Before I’d even had a chance to react, the Starbucks staff swung into action.  One Barista immediately escorted the clumsy bumper away.  Another came straight to me with cloths (and genuine concern) to check me for damage, get me to wipe off my iPhone which had been in my other hand, and help me clean myself up.  Whilst I was doing that she moved my bag to a table near a fan (“for your coat”) and then mopped the coffee on the floor.  A third Barista nipped out and put a ‘wet floor’ sign near us, and then made a replacement coffee to my exact prior order.  By the time I’d wiped the coffee of my coat, my phone was dry and working, I had a comfy chair waiting for me near a fan with my bag and a replacement drink, and no-one slipped in the pool of coffee.  It was seamless, accomplished without discussion and skilfully done.  Within a few minutes they had a grateful if slightly soggy customer, and everyone else feeling secure in the vicinity that “a good job had been done”, thus validating their choice of café.

And the whole thing was a beautiful example of a working brand and corporate culture.   

Starbucks is an interesting company.  They are a chain selling what is a fairly basic product which has created a high value offering through customer service over and above the actual product itself.  Howard Behar, the former president of Starbucks: “We’re not in the coffee business, serving people.  We’re in the people business serving coffee.”

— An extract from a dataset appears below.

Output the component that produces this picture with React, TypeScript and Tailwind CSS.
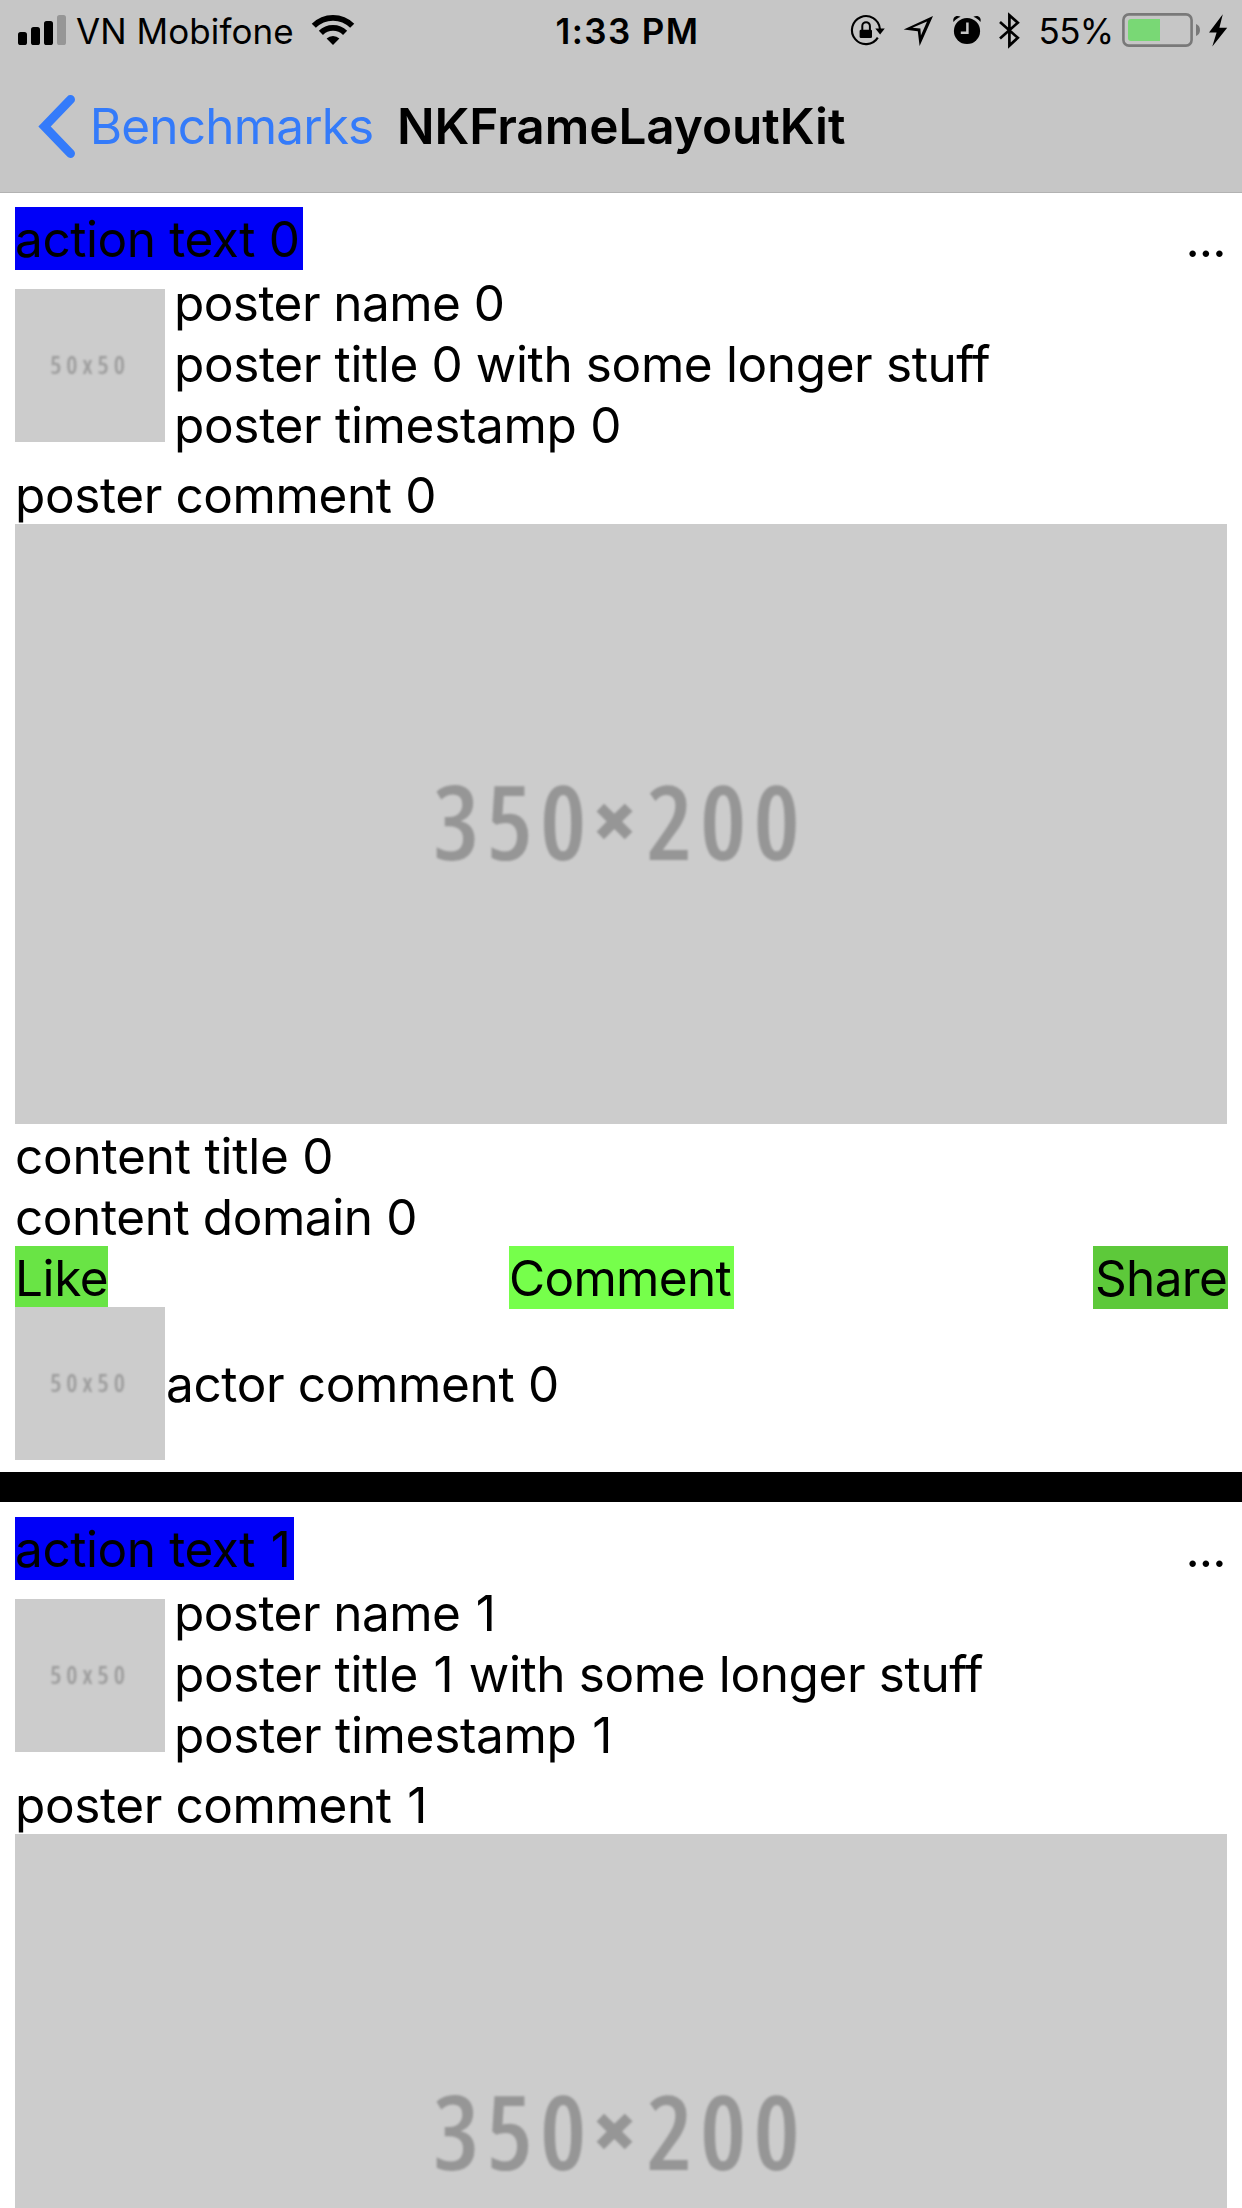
type Post = {
  id: number;
  actionWidth: string;
  numberStyle: string;
  expanded: boolean;
};

const posts: Post[] = [
  { id: 0, actionWidth: "w-[288px]", numberStyle: "", expanded: true },
  { id: 1, actionWidth: "w-[279px]", numberStyle: "pl-[2px] pr-[2px]", expanded: false },
];

function StatusBar() {
  return (
    <div className="flex h-[60px] text-[35px] leading-[63px] whitespace-pre">
      <svg className="shrink-0" width="72" height="60" viewBox="0 0 72 60">
        <rect x="18" y="32" width="9" height="13" rx="2.6" />
        <rect x="31" y="27" width="9" height="18" rx="2.6" />
        <rect x="44" y="21" width="9" height="24" rx="2.6" />
        <rect x="57" y="15" width="9" height="30" rx="2.6" fill="#969696" />
      </svg>
      <span className="w-[228px] shrink-0 pl-[4px] tracking-[0.08px]">VN Mobifone</span>
      <svg className="shrink-0" width="60" height="60" viewBox="300 0 60 60">
        <path d="M333 45 L326.6 38.6 A9 9 0 0 1 339.4 38.6 Z" />
        <path d="M320.9 32.9 A17.1 17.1 0 0 1 345.1 32.9" fill="none" stroke="#000" strokeWidth="5.8" />
        <path d="M313.8 25.8 A27.1 27.1 0 0 1 352.2 25.8" fill="none" stroke="#000" strokeWidth="5.8" />
      </svg>
      <span className="flex-1 pl-[195.5px] font-[570] tracking-[1.4px]">1:33 PM</span>
      <svg className="shrink-0" width="55" height="60" viewBox="840 0 55 60">
        <path d="M879.9 29 A14 14 0 1 0 877.8 37.6" fill="none" stroke="#000" strokeWidth="2.1" />
        <path d="M875.3 28.4 H884.8 L880.1 34.4 Z" />
        <rect x="859.6" y="29.8" width="12.4" height="8.2" rx="1.3" />
        <path d="M862.3 31 V26 A3.8 3.8 0 0 1 869.9 26 V31" fill="none" stroke="#000" strokeWidth="2" />
      </svg>
      <svg className="shrink-0" width="47" height="60" viewBox="895 0 47 60">
        <path
          fillRule="evenodd"
          d="M903.7 29.6 L933 16 L919.6 46 L917.8 31.2 Z M912.4 27.7 L927 21.4 L920.9 35.6 L920.4 28.6 Z"
        />
      </svg>
      <svg className="shrink-0" width="48" height="60" viewBox="942 0 48 60">
        <circle cx="967" cy="31" r="13.1" />
        <path d="M953.6 22 C952 17.6 956.2 14.4 960.6 16.8 C957.6 18 955.4 19.6 953.6 22 Z" />
        <path d="M980.4 22 C982 17.6 977.8 14.4 973.4 16.8 C976.4 18 978.6 19.6 980.4 22 Z" />
        <path d="M967.4 22.4 V32.8 H960.8" fill="none" stroke="#c6c6c6" strokeWidth="2.5" />
      </svg>
      <svg className="shrink-0" width="40" height="60" viewBox="990 0 40 60">
        <path
          d="M1000 22 L1017.8 37.8 L1009.4 45.6 V15.2 L1017.8 22.7 L1000 38.4"
          fill="none"
          stroke="#000"
          strokeWidth="2.7"
        />
      </svg>
      <span className="w-[88px] shrink-0 pl-[8.5px] tracking-[-0.63px]">55%</span>
      <svg className="shrink-0" width="86" height="60" viewBox="1118 0 86 60">
        <rect x="1123.4" y="14.4" width="68.2" height="31.2" rx="5.6" fill="none" stroke="#797979" strokeWidth="2.6" />
        <path d="M1160 19 V41 H1131 Q1128 41 1128 38 V22 Q1128 19 1131 19 Z" fill="#79d875" />
        <path d="M1196 24 C1201.3 25.5 1201.3 34.5 1196 36 Z" fill="#797979" />
      </svg>
      <svg className="shrink-0" width="38" height="60" viewBox="1204 0 38 60">
        <path d="M1222.8 14.3 L1209 32.4 H1216.6 L1212.3 46.4 L1227.2 27.8 H1219.4 Z" />
      </svg>
    </div>
  );
}

function NavBar() {
  return (
    <div className="flex h-[132px] items-start text-[49.5px] leading-[132px]">
      <svg className="shrink-0" width="89" height="132" viewBox="0 60 89 132">
        <path
          d="M70.5 99.5 L44.6 126.5 L70.5 153.5"
          fill="none"
          stroke="#347bfa"
          strokeWidth="9"
          strokeLinecap="round"
          strokeLinejoin="miter"
        />
      </svg>
      <span className="w-[308px] shrink-0 pl-[0.7px] tracking-[-0.82px] text-[#347bfa]">Benchmarks</span>
      <h1 className="font-semibold tracking-[-0.06px]">NKFrameLayoutKit</h1>
    </div>
  );
}

function Thumbnail() {
  return (
    <div className="flex h-[153px] w-[150px] shrink-0 items-center justify-center bg-[#ccc]">
      <span className="pb-[2px] font-['Open_Sans',sans-serif] text-[25px] leading-none font-semibold tracking-[5px] text-[#9c9c9c] blur-[1.1px] [font-stretch:75%]">
        50x50
      </span>
    </div>
  );
}

function Banner() {
  return (
    <div className="flex h-[600px] items-center justify-center bg-[#ccc]">
      <div className="flex items-center pr-[2px] pb-[9px] font-['Open_Sans',sans-serif] text-[103.5px] leading-none font-semibold tracking-[7.2px] text-[#969696] blur-[0.9px] [font-stretch:75%]">
        <span>350</span>
        <span className="pb-[2px] text-[84px] font-extrabold tracking-[11px]">×</span>
        <span>200</span>
      </div>
    </div>
  );
}

function PostCard({ post }: { post: Post }) {
  const num = <span className={post.numberStyle}>{post.id}</span>;
  return (
    <article className="h-[1280px] bg-white px-[15px] pt-[15px] leading-[64px] tracking-[-0.42px] whitespace-nowrap">
      <div className="flex h-[64px] justify-between">
        <div className={`h-[63px] bg-[#0000f8] ${post.actionWidth}`}>action text {num}</div>
        <div className="pr-[1.5px] tracking-[-0.9px]">...</div>
      </div>
      <div className="flex h-[183px]">
        <div className="pt-[18px]">
          <Thumbnail />
        </div>
        <div className="pl-[9px]">
          <p className="h-[61px] tracking-[-0.56px]">poster name {num}</p>
          <p className="h-[61px] tracking-[-0.38px]">poster title {num} with some longer stuff</p>
          <p className="h-[61px] tracking-[-0.32px]">poster timestamp {num}</p>
        </div>
      </div>
      <p className="mt-[9px] h-[61px] tracking-[-0.4px]">poster comment {num}</p>
      <Banner />
      {post.expanded && (
        <>
          <p className="h-[61px] tracking-[-0.21px]">content title {num}</p>
          <p className="h-[61px]">content domain {num}</p>
          <div className="flex h-[61px] items-start justify-between">
            <p className="h-[61px] w-[93px] bg-[#69e445]">Like</p>
            <p className="ml-[42px] h-[63px] w-[225px] bg-[#76ff4b] tracking-[-0.7px]">Comment</p>
            <p className="-mr-px h-[63px] w-[135px] bg-[#5dc93a] pl-[2px] tracking-[-0.66px]">Share</p>
          </div>
          <div className="flex h-[153px]">
            <Thumbnail />
            <p className="pt-[45px] pl-px tracking-[-0.36px]">actor comment {num}</p>
          </div>
        </>
      )}
    </article>
  );
}

export default function App() {
  return (
    <div className="flex h-[2208px] w-[1242px] flex-col overflow-hidden bg-white font-['Inter',sans-serif] text-black">
      <header className="relative h-[192px] shrink-0 bg-[#c6c6c6] shadow-[0_1px_0_#b2b2b2]">
        <StatusBar />
        <NavBar />
      </header>
      <main className="flex h-[2016px] flex-col gap-[30px] overflow-hidden bg-black text-[49.5px]">
        {posts.map((post) => (
          <div key={post.id} className="shrink-0">
            <PostCard post={post} />
          </div>
        ))}
      </main>
    </div>
  );
}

Starbucks is aware that their coffee isn't the best on the market (although it is very protective of it), but that’s not their unique selling point.  Everything about Starbucks is about the experience; from the ambience, to the furniture, to their additional services like the free wifi (one of the first businesses to offer this to their customers).  It’s supposed to make people want to go there and spend time, and the coffee is in many ways incidental.  Despite the mixed reactions in the UK, it’s why they ask your name for your coffee: to personalise your experience and acknowledge you as an individual rather than just the 12th customer ordering “a small skinny latte”.  It’s the extended 7 Ps to the nth degree.

One of the areas where Starbucks puts a huge amount of investment is in their staff.  There is a basic understanding that many people who work at café chains are likely to be school leavers, and so will not necessarily have the skills to deal with angry customers day in, day out with the required ‘Starbucks attitude”.     

Most customer-facing organisations will give training on how to deal with irate customers usually with an interaction model such as ‘Laugh’ (Listen and Empathise/Acknowledge/Understand/Give Solutions/Hit home with Follow-ups).   They also try to employ people-focused staff who genuinely care about the customer experience.  Overall. this means customers will get sympathy and an attempt to solve the problem with tact and care.

Starbucks does the above, but goes beyond this.  A key foundation in their training is scenario planning: not something that many customer-focused organisations will do and certainly not at a basic level.  Scenario planning is the idea of creating the story of a series of possible or plausible events for businesses at a strategic level, allowing possible responses to be crafted with an understanding of potential options.  Starbucks has rolled this out to an operational, staff level.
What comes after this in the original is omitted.